In order to redirect light onto the lower foliage, reflective surfaces or materials are handy to optimize the light distribution. This equipment eradicates the need to install intense light sources, significantly reducing heat buildup.
It's true that every plant has temperature preferences, so in an indoor setup where you’re in charge of the environmental variables, you can install cooling fixtures to prevent overheating. At this point, you can also choose a light source with built-in heat sinks that act as a crucial component to dissipate heat and efficiently contribute to temperature control.

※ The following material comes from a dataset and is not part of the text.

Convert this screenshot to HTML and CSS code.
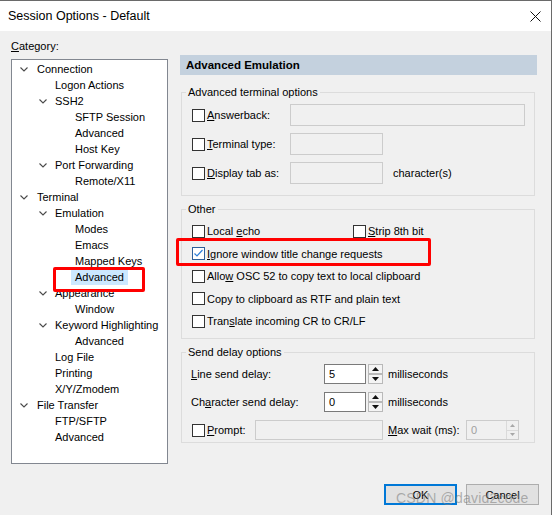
FILE: index.html
```html
<!DOCTYPE html>
<html>
<head>
<meta charset="utf-8">
<link rel="stylesheet" href="styles.css">
</head>
<body>
<div class="window">
  <div class="titlebar">
    <span class="title">Session Options - Default</span>
    <svg class="close" width="11" height="11" viewBox="0 0 11 11"><path d="M0.5 0.5 L10.5 10.5 M10.5 0.5 L0.5 10.5" stroke="#111" stroke-width="1" fill="none"/></svg>
  </div>
  <div class="content">
    <div class="main">
      <div class="left">
        <div class="cat-label"><u>C</u>ategory:</div>
        <div class="tree">
          <div class="node l0"><span class="slot"><svg width="8" height="5" viewBox="0 0 8 5"><polyline points="0.5,0.5 4,4 7.5,0.5" fill="none" stroke="#4a4a4a" stroke-width="1.1"/></svg></span><span class="txt">Connection</span></div>
          <div class="node l1"><span class="slot"></span><span class="txt">Logon Actions</span></div>
          <div class="node l1"><span class="slot"><svg width="8" height="5" viewBox="0 0 8 5"><polyline points="0.5,0.5 4,4 7.5,0.5" fill="none" stroke="#4a4a4a" stroke-width="1.1"/></svg></span><span class="txt">SSH2</span></div>
          <div class="node l2"><span class="slot"></span><span class="txt">SFTP Session</span></div>
          <div class="node l2"><span class="slot"></span><span class="txt">Advanced</span></div>
          <div class="node l2"><span class="slot"></span><span class="txt">Host Key</span></div>
          <div class="node l1"><span class="slot"><svg width="8" height="5" viewBox="0 0 8 5"><polyline points="0.5,0.5 4,4 7.5,0.5" fill="none" stroke="#4a4a4a" stroke-width="1.1"/></svg></span><span class="txt">Port Forwarding</span></div>
          <div class="node l2"><span class="slot"></span><span class="txt">Remote/X11</span></div>
          <div class="node l0"><span class="slot"><svg width="8" height="5" viewBox="0 0 8 5"><polyline points="0.5,0.5 4,4 7.5,0.5" fill="none" stroke="#4a4a4a" stroke-width="1.1"/></svg></span><span class="txt">Terminal</span></div>
          <div class="node l1"><span class="slot"><svg width="8" height="5" viewBox="0 0 8 5"><polyline points="0.5,0.5 4,4 7.5,0.5" fill="none" stroke="#4a4a4a" stroke-width="1.1"/></svg></span><span class="txt">Emulation</span></div>
          <div class="node l2"><span class="slot"></span><span class="txt">Modes</span></div>
          <div class="node l2"><span class="slot"></span><span class="txt">Emacs</span></div>
          <div class="node l2"><span class="slot"></span><span class="txt">Mapped Keys</span></div>
          <div class="node l2"><span class="slot"></span><span class="txt sel">Advanced</span></div>
          <div class="node l1"><span class="slot"><svg width="8" height="5" viewBox="0 0 8 5"><polyline points="0.5,0.5 4,4 7.5,0.5" fill="none" stroke="#4a4a4a" stroke-width="1.1"/></svg></span><span class="txt">Appearance</span></div>
          <div class="node l2"><span class="slot"></span><span class="txt">Window</span></div>
          <div class="node l1"><span class="slot"><svg width="8" height="5" viewBox="0 0 8 5"><polyline points="0.5,0.5 4,4 7.5,0.5" fill="none" stroke="#4a4a4a" stroke-width="1.1"/></svg></span><span class="txt">Keyword Highlighting</span></div>
          <div class="node l2"><span class="slot"></span><span class="txt">Advanced</span></div>
          <div class="node l1"><span class="slot"></span><span class="txt">Log File</span></div>
          <div class="node l1"><span class="slot"></span><span class="txt">Printing</span></div>
          <div class="node l1"><span class="slot"></span><span class="txt">X/Y/Zmodem</span></div>
          <div class="node l0"><span class="slot"><svg width="8" height="5" viewBox="0 0 8 5"><polyline points="0.5,0.5 4,4 7.5,0.5" fill="none" stroke="#4a4a4a" stroke-width="1.1"/></svg></span><span class="txt">File Transfer</span></div>
          <div class="node l1"><span class="slot"></span><span class="txt">FTP/SFTP</span></div>
          <div class="node l1"><span class="slot"></span><span class="txt">Advanced</span></div>
        </div>
      </div>
      <div class="right">
        <div class="header">Advanced Emulation</div>

        <fieldset class="group g1">
          <legend>Advanced terminal options</legend>
          <div class="row r1">
            <label class="cb w98"><span class="box"></span><span><u>A</u>nswerback:</span></label>
            <span class="tb tb-wide"></span>
          </div>
          <div class="row r1 gap7">
            <label class="cb w98"><span class="box"></span><span><u>T</u>erminal type:</span></label>
            <span class="tb tb-short"></span>
          </div>
          <div class="row r1 gap7">
            <label class="cb w98"><span class="box"></span><span><u>D</u>isplay tab as:</span></label>
            <span class="tb tb-short"></span>
            <span class="unit">character(s)</span>
          </div>
        </fieldset>

        <fieldset class="group g2">
          <legend>Other</legend>
          <div class="row r2">
            <label class="cb w161"><span class="box"></span><span>Local <u>e</u>cho</span></label>
            <label class="cb"><span class="box"></span><span><u>S</u>trip 8th bit</span></label>
          </div>
          <div class="row r2">
            <label class="cb"><span class="box checked"><svg width="11" height="11" viewBox="0 0 11 11"><polyline points="1.5,5.5 4,8 9.5,2" fill="none" stroke="#2f7fd8" stroke-width="1.2"/></svg></span><span><u>I</u>gnore window title change requests</span></label>
          </div>
          <div class="row r2">
            <label class="cb"><span class="box"></span><span>Allo<u>w</u> OSC 52 to copy text to local clipboard</span></label>
          </div>
          <div class="row r2">
            <label class="cb"><span class="box"></span><span>Copy to clipboard as RTF and plain text</span></label>
          </div>
          <div class="row r2">
            <label class="cb"><span class="box"></span><span>Tran<u>s</u>late incoming CR to CR/LF</span></label>
          </div>
        </fieldset>

        <fieldset class="group g3">
          <legend>Send delay options</legend>
          <div class="row r3">
            <span class="dlabel"><u>L</u>ine send delay:</span>
            <span class="spin">
              <span class="spin-input">5</span>
              <span class="spin-btns">
                <span class="sbtn"><svg width="7" height="4" viewBox="0 0 7 4"><polygon points="0,4 3.5,0 7,4" fill="#111"/></svg></span>
                <span class="sbtn"><svg width="7" height="4" viewBox="0 0 7 4"><polygon points="0,0 7,0 3.5,4" fill="#111"/></svg></span>
              </span>
            </span>
            <span class="unit2">milliseconds</span>
          </div>
          <div class="row r3 gap8">
            <span class="dlabel">Ch<u>a</u>racter send delay:</span>
            <span class="spin">
              <span class="spin-input">0</span>
              <span class="spin-btns">
                <span class="sbtn"><svg width="7" height="4" viewBox="0 0 7 4"><polygon points="0,4 3.5,0 7,4" fill="#111"/></svg></span>
                <span class="sbtn"><svg width="7" height="4" viewBox="0 0 7 4"><polygon points="0,0 7,0 3.5,4" fill="#111"/></svg></span>
              </span>
            </span>
            <span class="unit2">milliseconds</span>
          </div>
          <div class="row r3 gap8">
            <label class="cb w63"><span class="box"></span><span><u>P</u>rompt:</span></label>
            <span class="tb tb-prompt"></span>
            <span class="maxw"><u>M</u>ax wait (ms):</span>
            <span class="dspin">
              <span class="dspin-val">0</span>
              <span class="dspin-btns">
                <span class="dbtn"><svg width="5" height="3" viewBox="0 0 5 3"><polygon points="0,3 2.5,0 5,3" fill="#a8a8a8"/></svg></span>
                <span class="dbtn"><svg width="5" height="3" viewBox="0 0 5 3"><polygon points="0,0 5,0 2.5,3" fill="#a8a8a8"/></svg></span>
              </span>
            </span>
          </div>
        </fieldset>
      </div>
    </div>
    <div class="footer">
      <button class="btn ok">OK</button>
      <button class="btn">Cancel</button>
    </div>
  </div>

  <div class="mark mark-tree"></div>
  <div class="mark mark-ignore"></div>
  <div class="watermark">CSDN @david2code</div>
</div>
</body>
</html>
```

FILE: styles.css
```css
html, body {
  margin: 0;
  padding: 0;
  background: #ffffff;
}

body {
  font-family: "Liberation Sans", Arial, sans-serif;
  font-size: 11px;
  color: #000;
}

.window {
  position: relative;
  width: 551px;
  height: 514px;
  background: #f0f0f0;
  border-top: 1px solid #6a6a6a;
  border-right: 1px solid #6a6a6a;
  overflow: hidden;
}

.titlebar {
  height: 30px;
  background: #ffffff;
  display: flex;
  align-items: center;
  justify-content: space-between;
  padding: 0 10px 0 8px;
  font-size: 12.5px;
}

.title {
  line-height: 16px;
}

.close {
  display: block;
}

.content {
  padding-left: 11px;
}

.main {
  display: flex;
  align-items: flex-start;
  gap: 12px;
}

.left {
  width: 157px;
  padding-top: 9px;
}

.cat-label {
  line-height: 13px;
  margin-bottom: 6px;
}

.tree {
  height: 405px;
  box-sizing: border-box;
  border: 1px solid #828790;
  background: #ffffff;
  padding-top: 1px;
}

.node {
  height: 16px;
  display: flex;
  align-items: center;
  white-space: nowrap;
}

.l0 { padding-left: 8px; }
.l1 { padding-left: 26px; }
.l2 { padding-left: 46px; }

.slot {
  width: 17px;
  flex: none;
  display: flex;
  align-items: center;
}

.l1 .slot svg { margin-left: 1px; }

.slot svg { display: block; }

.txt {
  line-height: 15px;
}

.txt.sel {
  background: #cce8ff;
  margin-left: -4px;
  padding: 0 4px;
}

.right {
  width: 357px;
  padding-top: 24px;
}

.header {
  height: 20px;
  line-height: 20px;
  background: #c4d1de;
  font-weight: bold;
  font-size: 11.5px;
  padding-left: 6px;
}

.group {
  margin: 11px 2px 0 1px;
  border: 1px solid #dcdcdc;
  padding: 5px 0 11px 10px;
  min-width: 0;
}

.group legend {
  padding: 0 2px;
  margin-left: -6px;
  line-height: 13px;
}

.g2 {
  margin-top: 7px;
  padding: 4px 0 5.5px 10px;
}

.g3 {
  margin-top: 7px;
  padding: 5px 0 2px 10px;
}

.row {
  display: flex;
  align-items: center;
  white-space: nowrap;
}

.r1 { height: 22px; }
.r2 { height: 22.5px; }
.r3 { height: 20px; }
.gap7 { margin-top: 7px; }
.gap8 { margin-top: 8px; }

.cb {
  display: flex;
  align-items: center;
}

.w98 { width: 98px; }
.w161 { width: 161px; }
.w63 { width: 63px; flex: none; }

.box {
  width: 13px;
  height: 13px;
  box-sizing: border-box;
  border: 1px solid #333333;
  background: #ffffff;
  margin-right: 2px;
  flex: none;
  display: flex;
  align-items: center;
  justify-content: center;
}

.box.checked {
  border-color: #2d5f9a;
}

.box svg { display: block; }

.tb {
  display: block;
  height: 22px;
  box-sizing: border-box;
  border: 1px solid #cccccc;
  background: #f0f0f0;
}

.tb-wide { width: 235px; }
.tb-short { width: 93px; }
.tb-prompt { width: 128px; height: 20px; }

.unit { margin-left: 10px; }

.dlabel {
  width: 133px;
  margin-left: -1px;
}

.spin {
  display: flex;
  gap: 2px;
}

.spin-input {
  width: 42px;
  height: 20px;
  box-sizing: border-box;
  border: 1px solid #7a7a7a;
  background: #ffffff;
  padding-left: 4px;
  line-height: 18px;
}

.spin-btns {
  width: 15px;
  display: flex;
  flex-direction: column;
}

.sbtn {
  height: 10px;
  box-sizing: border-box;
  border: 1px solid #b9b9b9;
  background: #f4f4f4;
  display: flex;
  align-items: center;
  justify-content: center;
}

.sbtn svg { display: block; }

.unit2 { margin-left: 5px; }

.maxw {
  margin-left: 5px;
  width: 78px;
}

.dspin {
  width: 53px;
  height: 20px;
  box-sizing: border-box;
  border: 1px solid #cccccc;
  display: flex;
  justify-content: space-between;
}

.dspin-val {
  color: #a0a0a0;
  padding-left: 4px;
  line-height: 18px;
}

.dspin-btns {
  width: 11px;
  display: flex;
  flex-direction: column;
  border-left: 1px solid #dadada;
}

.dbtn {
  flex: 1;
  display: flex;
  align-items: center;
  justify-content: center;
}

.dbtn + .dbtn { border-top: 1px solid #dadada; }
.dbtn svg { display: block; }

.footer {
  margin-top: 20px;
  display: flex;
  justify-content: flex-end;
  gap: 9px;
  padding-right: 12px;
}

.btn {
  width: 73px;
  height: 21px;
  box-sizing: border-box;
  border: 1px solid #adadad;
  background: #e1e1e1;
  font-family: "Liberation Sans", Arial, sans-serif;
  font-size: 11px;
  color: #000;
  padding: 0;
}

.btn.ok {
  border: 2px solid #0078d7;
}

.mark {
  position: absolute;
  border: 3px solid #ff0000;
  border-radius: 2px;
  box-sizing: border-box;
}

.mark-tree {
  left: 53px;
  top: 266px;
  width: 92px;
  height: 25px;
}

.mark-ignore {
  left: 176px;
  top: 237px;
  width: 255px;
  height: 28px;
}

.watermark {
  position: absolute;
  left: 396px;
  top: 489px;
  font-size: 14px;
  color: rgba(130, 130, 130, 0.6);
  white-space: nowrap;
  letter-spacing: 0.2px;
}
```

Making sure that you've enough heat extraction fans in indoor grow rooms is a wise decision to bring more fresh air inside and excess heat outside. By turning them on, you’re able to distribute temperature more evenly throughout the crop and break up microclimates around all leaves for better light exchange, in addition to helping control powdery mildew.
Among all other powerful strategies, one effective way to manage heat and light is using shade curtains during the high light, high temperatures months. These curtains typically reduce light exposure by 30% to 50% and help tackle the light brightness, especially for plants exposed to natural light through windows or doors.
Grow lights for plants is a sustainable choice for many growers when sunlight is inadequate or absent in many regions. But with grow lights comes a great risk of heat management. Different types of light devices have varying degrees of heat-generating properties, so adjusting to maintain the optimal condition becomes challenging.
Several strategies can be adopted to minimize the heat stresses and can be worked to make this heat in the best interest of plants.
In recent years, LED has been the most favorable light source and is more of a next-generation lighting technology. This widespread adoption is due to the cooling characteristics of LEDs that have attracted more and more attention.
Although it’s not that LEDs don’t produce heat at all, the heat-sinking feature dissipates heat and thus produces the most suitable light energy for plants.